→ **Do this**
Can you copy out the data exactly? Leave the images out.

→ **Given information**
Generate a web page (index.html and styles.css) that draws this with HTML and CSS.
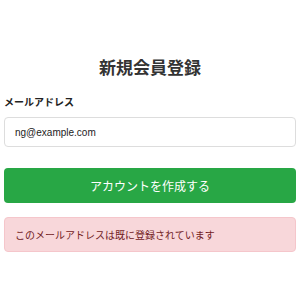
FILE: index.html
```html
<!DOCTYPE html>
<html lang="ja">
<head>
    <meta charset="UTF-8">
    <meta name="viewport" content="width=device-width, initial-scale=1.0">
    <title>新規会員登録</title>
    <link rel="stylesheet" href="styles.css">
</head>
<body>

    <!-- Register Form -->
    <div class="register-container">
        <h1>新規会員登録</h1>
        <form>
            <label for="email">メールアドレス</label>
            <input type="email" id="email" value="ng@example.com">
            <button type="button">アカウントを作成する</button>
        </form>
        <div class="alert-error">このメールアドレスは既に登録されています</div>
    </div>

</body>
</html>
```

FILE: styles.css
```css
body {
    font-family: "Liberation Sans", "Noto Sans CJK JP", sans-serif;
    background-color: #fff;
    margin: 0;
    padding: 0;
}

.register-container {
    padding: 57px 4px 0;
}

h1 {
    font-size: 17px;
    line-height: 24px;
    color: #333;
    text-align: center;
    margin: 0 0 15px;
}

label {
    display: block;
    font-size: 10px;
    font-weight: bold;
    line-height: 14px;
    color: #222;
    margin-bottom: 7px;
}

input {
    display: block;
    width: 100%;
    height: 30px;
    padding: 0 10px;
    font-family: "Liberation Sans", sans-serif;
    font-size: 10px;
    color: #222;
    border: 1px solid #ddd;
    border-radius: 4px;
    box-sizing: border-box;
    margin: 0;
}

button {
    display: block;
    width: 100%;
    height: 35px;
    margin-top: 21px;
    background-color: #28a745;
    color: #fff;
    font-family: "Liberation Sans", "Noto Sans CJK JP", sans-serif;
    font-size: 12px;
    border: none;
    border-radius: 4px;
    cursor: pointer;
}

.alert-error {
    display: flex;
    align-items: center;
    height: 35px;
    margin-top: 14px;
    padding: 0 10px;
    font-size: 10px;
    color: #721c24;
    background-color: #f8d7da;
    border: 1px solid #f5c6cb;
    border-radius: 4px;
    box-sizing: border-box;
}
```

→ **Output below**
Generate a web page (index.html and styles.css) that draws this with HTML and CSS.
FILE: index.html
```html
<!DOCTYPE html>
<html lang="ja">
<head>
    <meta charset="UTF-8">
    <meta name="viewport" content="width=device-width, initial-scale=1.0">
    <title>新規会員登録</title>
    <link rel="stylesheet" href="styles.css">
</head>
<body>

    <!-- Register Form -->
    <div class="register-container">
        <h1>新規会員登録</h1>
        <form>
            <label for="email">メールアドレス</label>
            <input type="email" id="email" value="ng@example.com">
            <button type="button">アカウントを作成する</button>
        </form>
        <div class="alert-error">このメールアドレスは既に登録されています</div>
    </div>

</body>
</html>
```

FILE: styles.css
```css
body {
    font-family: "Liberation Sans", "Noto Sans CJK JP", sans-serif;
    background-color: #fff;
    margin: 0;
    padding: 0;
}

.register-container {
    padding: 57px 4px 0;
}

h1 {
    font-size: 17px;
    line-height: 24px;
    color: #333;
    text-align: center;
    margin: 0 0 15px;
}

label {
    display: block;
    font-size: 10px;
    font-weight: bold;
    line-height: 14px;
    color: #222;
    margin-bottom: 7px;
}

input {
    display: block;
    width: 100%;
    height: 30px;
    padding: 0 10px;
    font-family: "Liberation Sans", sans-serif;
    font-size: 10px;
    color: #222;
    border: 1px solid #ddd;
    border-radius: 4px;
    box-sizing: border-box;
    margin: 0;
}

button {
    display: block;
    width: 100%;
    height: 35px;
    margin-top: 21px;
    background-color: #28a745;
    color: #fff;
    font-family: "Liberation Sans", "Noto Sans CJK JP", sans-serif;
    font-size: 12px;
    border: none;
    border-radius: 4px;
    cursor: pointer;
}

.alert-error {
    display: flex;
    align-items: center;
    height: 35px;
    margin-top: 14px;
    padding: 0 10px;
    font-size: 10px;
    color: #721c24;
    background-color: #f8d7da;
    border: 1px solid #f5c6cb;
    border-radius: 4px;
    box-sizing: border-box;
}
```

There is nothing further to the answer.